Copy out all lines that carry the word "React".

* start DATA RECORDS *

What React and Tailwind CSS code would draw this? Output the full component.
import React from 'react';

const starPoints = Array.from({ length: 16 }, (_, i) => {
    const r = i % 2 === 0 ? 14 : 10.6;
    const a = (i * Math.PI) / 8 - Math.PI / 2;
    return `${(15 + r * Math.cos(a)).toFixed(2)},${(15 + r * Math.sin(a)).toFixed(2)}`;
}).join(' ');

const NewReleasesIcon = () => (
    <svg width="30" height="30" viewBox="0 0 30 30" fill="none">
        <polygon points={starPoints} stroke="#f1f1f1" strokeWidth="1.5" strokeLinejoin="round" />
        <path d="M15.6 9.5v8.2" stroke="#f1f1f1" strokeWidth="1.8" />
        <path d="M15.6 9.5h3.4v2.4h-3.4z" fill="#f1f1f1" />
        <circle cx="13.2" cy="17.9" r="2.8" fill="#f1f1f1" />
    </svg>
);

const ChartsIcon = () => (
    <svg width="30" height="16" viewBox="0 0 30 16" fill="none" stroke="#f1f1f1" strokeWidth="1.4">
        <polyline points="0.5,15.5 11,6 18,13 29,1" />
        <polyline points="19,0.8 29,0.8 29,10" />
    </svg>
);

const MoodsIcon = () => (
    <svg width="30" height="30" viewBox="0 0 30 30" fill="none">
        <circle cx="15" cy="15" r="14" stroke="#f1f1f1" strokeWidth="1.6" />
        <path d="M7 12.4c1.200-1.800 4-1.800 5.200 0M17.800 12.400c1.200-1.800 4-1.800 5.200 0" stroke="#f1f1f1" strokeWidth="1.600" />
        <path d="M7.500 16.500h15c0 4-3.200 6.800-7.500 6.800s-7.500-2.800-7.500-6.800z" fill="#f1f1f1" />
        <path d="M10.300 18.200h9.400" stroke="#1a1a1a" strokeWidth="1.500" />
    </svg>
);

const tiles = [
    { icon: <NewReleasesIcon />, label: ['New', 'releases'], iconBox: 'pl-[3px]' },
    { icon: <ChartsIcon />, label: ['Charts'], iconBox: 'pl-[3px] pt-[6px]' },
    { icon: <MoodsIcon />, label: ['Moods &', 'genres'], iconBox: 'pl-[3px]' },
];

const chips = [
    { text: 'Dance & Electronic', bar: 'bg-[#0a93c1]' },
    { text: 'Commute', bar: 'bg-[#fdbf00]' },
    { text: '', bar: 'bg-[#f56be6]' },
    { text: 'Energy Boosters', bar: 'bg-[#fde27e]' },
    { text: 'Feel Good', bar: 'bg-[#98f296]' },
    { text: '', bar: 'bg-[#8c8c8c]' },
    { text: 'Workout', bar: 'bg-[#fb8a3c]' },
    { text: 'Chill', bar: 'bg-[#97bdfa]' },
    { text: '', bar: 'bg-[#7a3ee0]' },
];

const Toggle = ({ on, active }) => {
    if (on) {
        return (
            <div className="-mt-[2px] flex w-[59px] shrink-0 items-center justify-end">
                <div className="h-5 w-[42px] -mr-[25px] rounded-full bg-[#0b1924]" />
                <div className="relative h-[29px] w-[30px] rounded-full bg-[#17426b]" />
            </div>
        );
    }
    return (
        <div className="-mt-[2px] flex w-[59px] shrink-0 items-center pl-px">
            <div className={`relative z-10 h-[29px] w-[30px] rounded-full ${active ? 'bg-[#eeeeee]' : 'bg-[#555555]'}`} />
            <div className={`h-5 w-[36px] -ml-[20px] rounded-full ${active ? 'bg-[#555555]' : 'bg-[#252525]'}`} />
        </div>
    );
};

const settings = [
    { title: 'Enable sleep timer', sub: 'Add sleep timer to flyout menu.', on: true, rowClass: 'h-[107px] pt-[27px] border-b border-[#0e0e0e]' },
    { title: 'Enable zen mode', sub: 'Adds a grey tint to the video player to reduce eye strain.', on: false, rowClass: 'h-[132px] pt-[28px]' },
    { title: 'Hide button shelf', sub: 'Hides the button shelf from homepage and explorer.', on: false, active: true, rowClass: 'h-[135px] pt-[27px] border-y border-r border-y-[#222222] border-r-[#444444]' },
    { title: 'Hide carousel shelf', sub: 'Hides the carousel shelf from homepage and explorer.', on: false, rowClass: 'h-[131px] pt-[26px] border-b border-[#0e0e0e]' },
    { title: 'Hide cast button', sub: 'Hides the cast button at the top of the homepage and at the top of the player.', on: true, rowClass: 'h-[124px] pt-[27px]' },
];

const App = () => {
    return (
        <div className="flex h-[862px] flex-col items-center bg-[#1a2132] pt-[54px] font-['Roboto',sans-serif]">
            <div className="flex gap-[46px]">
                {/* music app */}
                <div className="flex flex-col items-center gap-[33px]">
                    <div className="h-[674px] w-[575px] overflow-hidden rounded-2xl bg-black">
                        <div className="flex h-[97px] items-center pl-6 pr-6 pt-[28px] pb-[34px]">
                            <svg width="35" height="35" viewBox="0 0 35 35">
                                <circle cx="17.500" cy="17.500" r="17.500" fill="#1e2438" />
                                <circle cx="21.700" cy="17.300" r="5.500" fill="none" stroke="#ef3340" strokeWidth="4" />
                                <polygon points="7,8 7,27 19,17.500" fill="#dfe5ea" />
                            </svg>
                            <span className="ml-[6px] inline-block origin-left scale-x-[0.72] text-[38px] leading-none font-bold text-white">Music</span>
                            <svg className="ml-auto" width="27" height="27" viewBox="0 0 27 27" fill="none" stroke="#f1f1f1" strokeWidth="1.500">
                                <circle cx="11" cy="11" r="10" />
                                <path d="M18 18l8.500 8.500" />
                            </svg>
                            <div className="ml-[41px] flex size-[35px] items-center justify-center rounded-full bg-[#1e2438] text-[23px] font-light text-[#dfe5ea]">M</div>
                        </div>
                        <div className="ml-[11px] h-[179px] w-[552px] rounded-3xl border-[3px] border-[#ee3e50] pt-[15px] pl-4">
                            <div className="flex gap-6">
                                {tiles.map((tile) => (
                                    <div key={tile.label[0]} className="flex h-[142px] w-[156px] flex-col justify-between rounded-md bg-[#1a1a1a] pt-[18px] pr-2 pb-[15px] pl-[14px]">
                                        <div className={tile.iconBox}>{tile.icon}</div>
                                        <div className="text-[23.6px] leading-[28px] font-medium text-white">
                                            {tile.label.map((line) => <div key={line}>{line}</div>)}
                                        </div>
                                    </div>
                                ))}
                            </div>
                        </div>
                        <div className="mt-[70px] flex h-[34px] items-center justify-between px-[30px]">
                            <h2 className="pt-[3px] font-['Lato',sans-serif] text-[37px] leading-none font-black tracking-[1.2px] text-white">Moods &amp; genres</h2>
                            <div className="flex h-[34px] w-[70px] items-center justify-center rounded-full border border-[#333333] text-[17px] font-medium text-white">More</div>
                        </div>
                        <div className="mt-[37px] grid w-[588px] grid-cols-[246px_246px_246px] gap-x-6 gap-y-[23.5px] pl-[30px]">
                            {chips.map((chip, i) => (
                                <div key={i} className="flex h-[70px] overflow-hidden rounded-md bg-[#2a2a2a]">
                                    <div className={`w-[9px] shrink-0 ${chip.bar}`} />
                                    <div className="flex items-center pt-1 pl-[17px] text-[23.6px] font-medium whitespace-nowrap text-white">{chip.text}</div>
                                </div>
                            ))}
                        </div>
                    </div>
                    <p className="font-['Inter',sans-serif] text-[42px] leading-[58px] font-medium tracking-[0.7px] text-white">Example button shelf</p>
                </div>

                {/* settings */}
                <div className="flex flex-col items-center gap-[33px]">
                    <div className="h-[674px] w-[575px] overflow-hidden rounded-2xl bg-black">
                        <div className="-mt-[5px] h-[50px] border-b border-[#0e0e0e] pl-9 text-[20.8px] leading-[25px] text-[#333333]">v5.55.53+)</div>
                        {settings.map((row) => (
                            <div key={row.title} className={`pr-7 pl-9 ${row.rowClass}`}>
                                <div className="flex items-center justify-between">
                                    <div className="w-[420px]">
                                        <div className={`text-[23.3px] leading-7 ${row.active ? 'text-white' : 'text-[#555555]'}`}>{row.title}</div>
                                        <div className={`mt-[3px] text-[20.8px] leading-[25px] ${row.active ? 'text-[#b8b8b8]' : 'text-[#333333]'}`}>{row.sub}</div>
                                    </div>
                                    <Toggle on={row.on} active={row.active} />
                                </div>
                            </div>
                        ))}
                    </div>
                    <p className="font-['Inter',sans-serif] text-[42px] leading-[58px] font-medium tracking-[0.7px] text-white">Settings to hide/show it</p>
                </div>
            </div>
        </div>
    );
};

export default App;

* end DATA RECORDS *
* start DATA RECORDS *

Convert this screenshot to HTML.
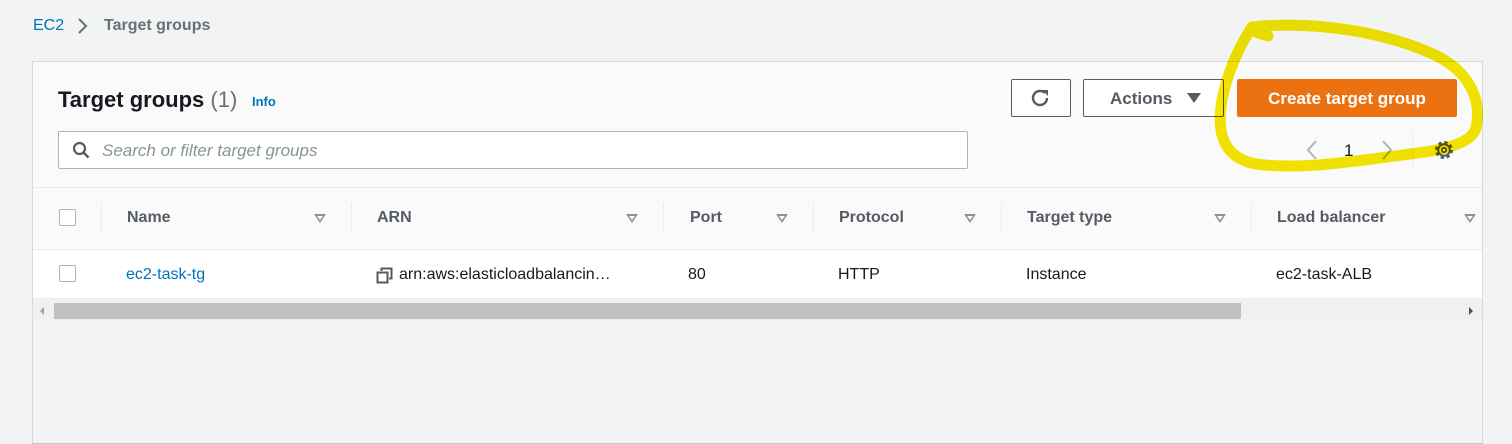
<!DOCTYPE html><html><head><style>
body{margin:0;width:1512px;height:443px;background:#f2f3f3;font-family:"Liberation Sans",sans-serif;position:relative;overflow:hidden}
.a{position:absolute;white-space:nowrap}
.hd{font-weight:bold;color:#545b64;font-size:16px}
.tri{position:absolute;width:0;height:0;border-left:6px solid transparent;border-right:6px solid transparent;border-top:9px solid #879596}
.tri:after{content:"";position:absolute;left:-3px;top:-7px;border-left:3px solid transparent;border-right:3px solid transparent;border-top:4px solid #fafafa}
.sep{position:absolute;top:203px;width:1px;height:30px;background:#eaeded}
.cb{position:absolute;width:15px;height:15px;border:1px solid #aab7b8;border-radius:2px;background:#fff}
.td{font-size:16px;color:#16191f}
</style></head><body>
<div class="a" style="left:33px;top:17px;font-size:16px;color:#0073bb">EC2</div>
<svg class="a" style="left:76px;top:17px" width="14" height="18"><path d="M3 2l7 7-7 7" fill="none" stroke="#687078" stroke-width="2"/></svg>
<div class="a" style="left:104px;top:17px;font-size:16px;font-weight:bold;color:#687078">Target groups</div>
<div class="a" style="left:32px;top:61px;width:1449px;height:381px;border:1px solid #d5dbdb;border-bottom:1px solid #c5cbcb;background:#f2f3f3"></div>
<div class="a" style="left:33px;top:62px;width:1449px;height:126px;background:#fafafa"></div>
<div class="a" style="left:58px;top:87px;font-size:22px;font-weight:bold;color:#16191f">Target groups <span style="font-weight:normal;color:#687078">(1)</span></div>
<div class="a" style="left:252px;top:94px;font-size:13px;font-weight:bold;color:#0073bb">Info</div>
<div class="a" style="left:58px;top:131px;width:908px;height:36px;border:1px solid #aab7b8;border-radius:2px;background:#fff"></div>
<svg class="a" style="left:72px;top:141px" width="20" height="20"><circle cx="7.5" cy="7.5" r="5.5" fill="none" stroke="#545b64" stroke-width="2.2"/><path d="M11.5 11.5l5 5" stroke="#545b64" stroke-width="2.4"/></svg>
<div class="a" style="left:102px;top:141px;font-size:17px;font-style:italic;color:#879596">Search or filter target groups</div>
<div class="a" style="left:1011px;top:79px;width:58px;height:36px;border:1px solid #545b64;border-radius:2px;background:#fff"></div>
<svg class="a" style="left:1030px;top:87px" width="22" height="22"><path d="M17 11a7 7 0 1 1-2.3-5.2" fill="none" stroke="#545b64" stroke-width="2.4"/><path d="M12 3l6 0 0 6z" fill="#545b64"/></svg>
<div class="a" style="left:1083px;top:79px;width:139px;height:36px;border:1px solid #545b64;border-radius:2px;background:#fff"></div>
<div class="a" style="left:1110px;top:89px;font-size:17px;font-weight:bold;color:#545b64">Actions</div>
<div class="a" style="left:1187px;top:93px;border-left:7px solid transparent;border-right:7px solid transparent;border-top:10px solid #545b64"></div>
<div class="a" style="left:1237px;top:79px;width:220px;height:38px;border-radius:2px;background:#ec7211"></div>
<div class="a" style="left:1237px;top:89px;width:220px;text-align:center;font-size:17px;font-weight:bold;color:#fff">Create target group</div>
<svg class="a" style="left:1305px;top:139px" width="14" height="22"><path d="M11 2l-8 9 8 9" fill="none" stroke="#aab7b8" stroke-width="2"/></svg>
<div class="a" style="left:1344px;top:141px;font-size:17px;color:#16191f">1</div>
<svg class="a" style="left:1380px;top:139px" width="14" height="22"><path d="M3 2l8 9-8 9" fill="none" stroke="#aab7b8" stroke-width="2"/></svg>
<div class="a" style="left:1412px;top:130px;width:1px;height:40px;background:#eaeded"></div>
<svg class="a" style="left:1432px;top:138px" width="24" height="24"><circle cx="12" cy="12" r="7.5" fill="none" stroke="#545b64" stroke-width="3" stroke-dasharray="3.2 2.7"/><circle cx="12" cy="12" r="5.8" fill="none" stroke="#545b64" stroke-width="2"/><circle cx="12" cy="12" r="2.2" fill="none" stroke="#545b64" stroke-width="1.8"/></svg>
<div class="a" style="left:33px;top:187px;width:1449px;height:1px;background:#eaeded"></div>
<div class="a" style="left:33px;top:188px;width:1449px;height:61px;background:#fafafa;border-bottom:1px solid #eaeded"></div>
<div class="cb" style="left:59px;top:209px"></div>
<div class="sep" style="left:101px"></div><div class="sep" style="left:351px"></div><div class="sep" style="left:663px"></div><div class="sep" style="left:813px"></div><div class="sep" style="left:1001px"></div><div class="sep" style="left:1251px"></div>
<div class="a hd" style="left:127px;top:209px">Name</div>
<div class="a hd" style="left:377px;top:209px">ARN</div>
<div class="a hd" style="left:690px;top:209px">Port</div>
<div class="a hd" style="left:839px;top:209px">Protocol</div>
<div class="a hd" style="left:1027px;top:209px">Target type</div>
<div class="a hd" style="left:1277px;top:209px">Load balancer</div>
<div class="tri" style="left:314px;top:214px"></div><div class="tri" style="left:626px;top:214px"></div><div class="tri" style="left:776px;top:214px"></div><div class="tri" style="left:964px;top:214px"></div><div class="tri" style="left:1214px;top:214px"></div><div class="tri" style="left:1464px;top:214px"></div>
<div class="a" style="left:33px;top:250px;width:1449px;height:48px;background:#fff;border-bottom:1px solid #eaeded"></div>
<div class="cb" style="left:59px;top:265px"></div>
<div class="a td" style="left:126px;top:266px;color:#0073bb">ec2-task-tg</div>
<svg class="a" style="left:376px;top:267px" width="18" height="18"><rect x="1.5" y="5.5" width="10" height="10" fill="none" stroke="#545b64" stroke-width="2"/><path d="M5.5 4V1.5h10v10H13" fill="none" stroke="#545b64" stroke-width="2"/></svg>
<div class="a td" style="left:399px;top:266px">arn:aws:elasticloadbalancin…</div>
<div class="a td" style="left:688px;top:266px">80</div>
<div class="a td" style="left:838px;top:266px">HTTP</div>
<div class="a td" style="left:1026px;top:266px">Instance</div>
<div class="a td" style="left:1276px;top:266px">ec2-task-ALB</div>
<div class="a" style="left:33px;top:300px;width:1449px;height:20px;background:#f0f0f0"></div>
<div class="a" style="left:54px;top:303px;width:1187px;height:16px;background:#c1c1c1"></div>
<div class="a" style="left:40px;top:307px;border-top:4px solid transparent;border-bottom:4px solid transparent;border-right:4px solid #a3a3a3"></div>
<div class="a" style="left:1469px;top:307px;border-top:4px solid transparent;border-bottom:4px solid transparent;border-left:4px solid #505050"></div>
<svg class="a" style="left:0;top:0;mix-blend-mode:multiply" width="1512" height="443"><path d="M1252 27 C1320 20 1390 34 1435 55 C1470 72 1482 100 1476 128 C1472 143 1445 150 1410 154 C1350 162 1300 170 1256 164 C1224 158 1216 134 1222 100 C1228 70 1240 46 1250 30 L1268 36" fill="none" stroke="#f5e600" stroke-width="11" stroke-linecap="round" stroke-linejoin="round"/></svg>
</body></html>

* end DATA RECORDS *
* start DATA RECORDS *

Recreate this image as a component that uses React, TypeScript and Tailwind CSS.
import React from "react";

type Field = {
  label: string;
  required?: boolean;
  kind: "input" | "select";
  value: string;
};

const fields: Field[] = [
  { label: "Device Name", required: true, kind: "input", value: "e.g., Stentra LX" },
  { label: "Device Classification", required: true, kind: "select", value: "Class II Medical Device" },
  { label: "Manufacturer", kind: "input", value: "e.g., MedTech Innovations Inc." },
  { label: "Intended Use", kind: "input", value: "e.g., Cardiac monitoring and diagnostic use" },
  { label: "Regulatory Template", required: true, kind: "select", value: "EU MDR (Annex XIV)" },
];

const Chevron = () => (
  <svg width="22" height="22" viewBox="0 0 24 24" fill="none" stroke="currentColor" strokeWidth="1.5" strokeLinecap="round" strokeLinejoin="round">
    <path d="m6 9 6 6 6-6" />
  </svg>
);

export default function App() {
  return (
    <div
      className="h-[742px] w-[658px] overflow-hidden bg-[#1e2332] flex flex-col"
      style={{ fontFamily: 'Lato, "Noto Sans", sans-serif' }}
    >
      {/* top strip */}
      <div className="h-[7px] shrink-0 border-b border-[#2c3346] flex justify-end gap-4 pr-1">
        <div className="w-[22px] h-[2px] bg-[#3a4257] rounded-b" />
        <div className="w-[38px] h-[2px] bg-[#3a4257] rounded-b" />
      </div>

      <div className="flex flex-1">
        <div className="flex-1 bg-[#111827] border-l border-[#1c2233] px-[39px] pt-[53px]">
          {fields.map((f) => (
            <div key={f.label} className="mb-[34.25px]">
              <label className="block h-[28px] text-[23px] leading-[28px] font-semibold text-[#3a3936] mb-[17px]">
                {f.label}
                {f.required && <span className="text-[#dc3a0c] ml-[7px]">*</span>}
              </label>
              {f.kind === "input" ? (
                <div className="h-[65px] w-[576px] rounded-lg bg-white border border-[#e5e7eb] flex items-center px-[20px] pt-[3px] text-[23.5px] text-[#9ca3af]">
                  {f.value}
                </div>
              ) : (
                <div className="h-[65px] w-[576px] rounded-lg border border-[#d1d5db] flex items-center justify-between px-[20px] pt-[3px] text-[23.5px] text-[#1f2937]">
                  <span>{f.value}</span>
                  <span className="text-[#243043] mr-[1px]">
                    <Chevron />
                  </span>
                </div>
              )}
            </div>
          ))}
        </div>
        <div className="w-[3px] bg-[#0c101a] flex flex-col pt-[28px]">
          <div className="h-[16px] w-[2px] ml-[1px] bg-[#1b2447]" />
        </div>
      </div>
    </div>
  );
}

* end DATA RECORDS *

▸ COMPLETE RESPONSE
What React and Tailwind CSS code would draw this? Output the full component.
import React from 'react';
Recreate this image as a component that uses React, TypeScript and Tailwind CSS.
import React from "react";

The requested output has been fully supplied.